The allocation of funds is an interesting issue for the disposal of high level radioactive waste. Fact is, you the ratepayer have been been funding this for decades. A fee of so much per kWh (I've forgotten how much) is added to your bill if any of your power comes from a nuke. As an aside, these monies have not gone into a special account. They've gone into the general fund and work to balance the U.S. national deficit.

Fact remains, yes, congress does the allocation, but it's not taxpayer money. All those billions used to study the already most studied area on the planet (nuclear test site) could have built and operated the site safely 25 years ago. Thank Reid. One of the reasons he keeps being reelected.

SteveR said...

There are no consequences! No fines, jail or impeachment. No loss of a job, no major media exposure. No political fall out. We few who recognize, and have recognized this and actually care that it is wrong, are as rare as hen's teeth.

great Unknown said...

Forget about impeachment. While it may be possible to get a majority in the House to impeach, it still requires a 2/3 majority in the Senate to convict. Can anyone conceive of 2/3 of our Senators voting based on morality and justice, as opposed to the lowest of political considerations?

Rob said...

Reid says the ruling makes no difference because Congress has cut off funding. Kind of makes a mockery of the argument that the Republicans are acting improperly by failing to fund the Affordable Care Act, which everyone from Secretary Sibelius on down assures us is the law of the land.

Sayyid said...

"The president may not decline to follow a statutory mandate or prohibition simply because of policy objections...."

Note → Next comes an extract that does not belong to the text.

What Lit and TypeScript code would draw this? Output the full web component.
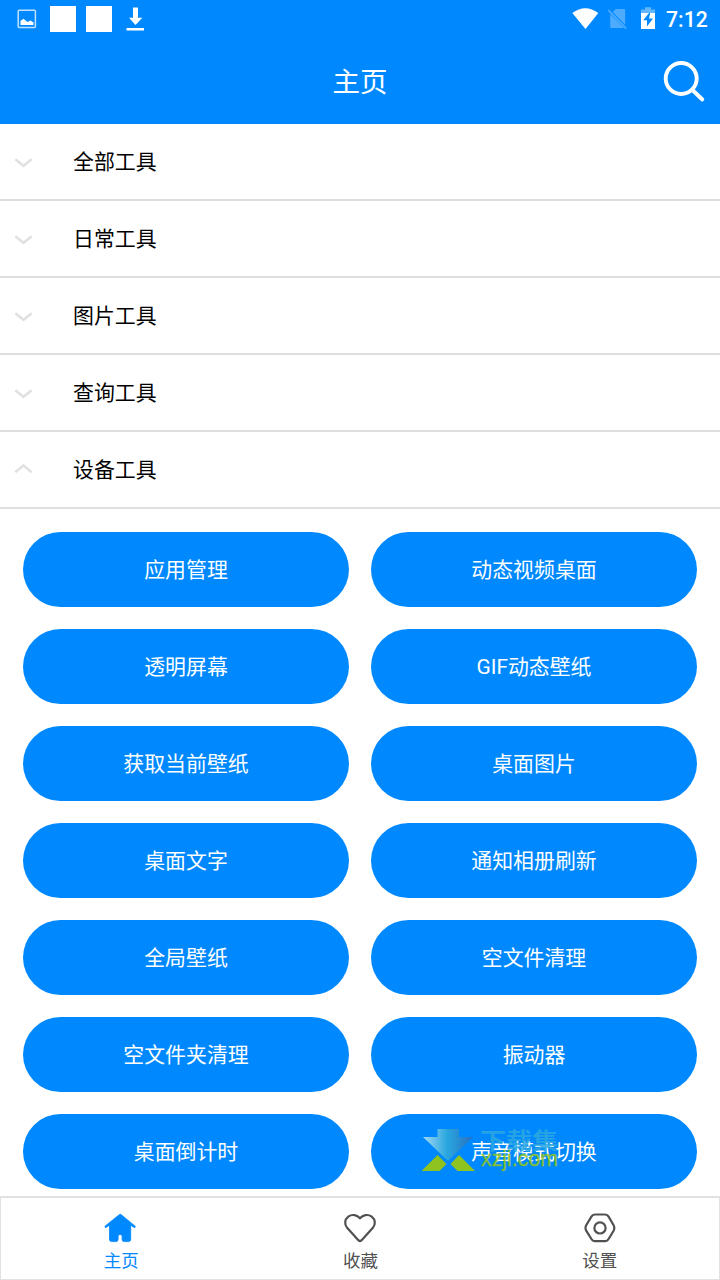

Employer mandate says what? Consumer cost caps say what?

Matt Sablan said...

Well then. That makes a lot of the recent lawlessness, like the Dream Act Executive Act and others, a lot more... illegal, let's say.

Matt Sablan said...

"Transgressions in the executive are piling up and some time soon some ambitious journalists are going to see the opportunity to become as famous as Woodward."

-- Won't happen. Look what happened to the woman who investigated F&F, Benghazi, etc. By all rights, -SHE- should be the next Woodward.

Cheryl said...

Now the question is how to compel the President/executive branch to follow the law. How does that happen? (I really am interested in what you think about that, Professor!)

Illuninati said...

From my perspective, the real problem is that the rest of the Democrats both in government and in the media support Obama in his lawlessness. If even a few prominent Democrats voiced their outrage when Obama flouted the law, he would have to change.

Peter said...

Well, 'Sayyid' has it. But short of impeachment, I don't see what authority anyone has to stop it, if the president just keeps doing as he pleases.

Levi Starks said...

Well, I'm not optimistic about the possibility of a Republican president anytime soon. However, the 51% who voted for Obama, and the press which enables him will be inconsolable if a Republican is ever elected, and decides to govern in the same fashion as Obama.
They will make the actions of the Tea Party seem like a tea party.

Oso Negro said...

It would be interesting for someone to ask Obama precisely which laws he does feel compelled to comply with. What if he doesn't feel that term limits are appropriate for the Presidency? What if he feels that three and half more years just aren't enough and he needs at least ten more? What if the rules governing elections are inconvenient?

cubanbob said...

Somehow I get the impression that if a future republican president were to pull that stunt the courts would hold agency heads in contempt of court and threaten to have the US Marshall's jail them for contempt.

A question not asked is how is it that funds collected by statute for a specific function be diverted to uses they were not intended for? It would seem to be that that is like a state taking the revenue stream from a toll road backed bond and using the funds to pay a general obligation bond.